Keenan Wynn plays an American traveller, Mr. Butibol, on the Queen Mary in “Dip in the Pool,” based on another story by Roald Dahl that ran on June 1, 1958. His wife has just inherited some money from a relative, and while she wants to tour Europe, he would rather spend time in the casinos. After dressing for dinner in his favorite gaudy plaid jacket, he meets with a man he’s befriended on the voyage, who is both more worldly and more wealthy.

The friend and his wife find Butibol a bit on the gauche side, but the man puts up with him, agreeing to a drink after dinner “at the pool.” The pool, it turns out, is not for swimming – it’s a daily auction of lots to bet on the day’s travel. Later, at the auction, Butibol tries to use what information he’s gleaned from various members of the ship’s crew before bidding most of his remaining money on the low end of the estimated miles travelled.

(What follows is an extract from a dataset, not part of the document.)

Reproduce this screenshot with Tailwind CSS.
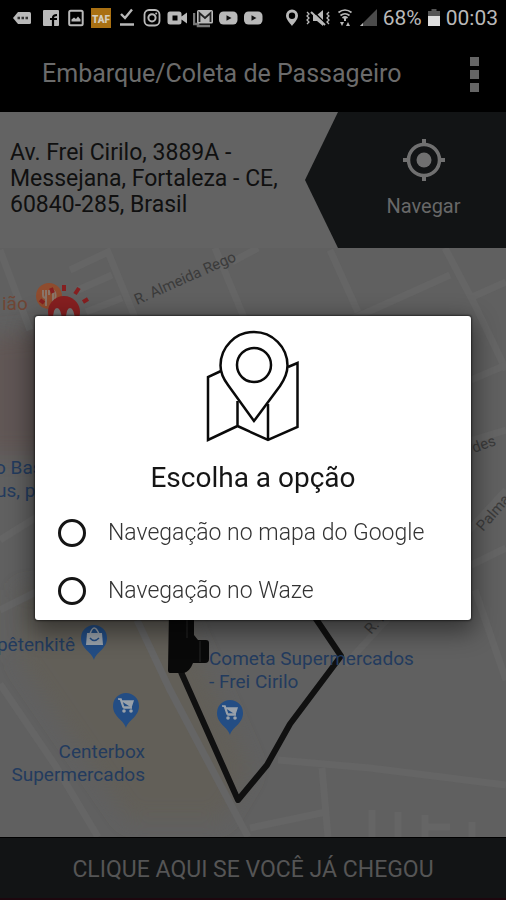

The next morning, Butibol awakens to realize that the ship is making better speed than expected – and that he is likely to lose. Then, he concocts a plan: He’s going to find someone to witness him falling into the water. The ship will be forced to stop while he is rescued, drastically cutting its progress so that he can win the pool. Unfortunately, the woman he picks is a poor choice. She watches him jump overboard rather serenely, and when her mother comes along, we learn that she is recovering from a nervous breakdown. Her mother tells her there was no man, and that is the end of Butibol.

Wynn is always fun to watch, and his coarse manner makes him believable as a social climber. On an odd note, the wife of Butibol’s friend is played by Fay Wray. Also, Hitchcock’s intro and final notes show him on a deck chair, out at sea; during the opening, he’s reading a copy of the new “Alfred Hitchcock’s Mystery Magazine.”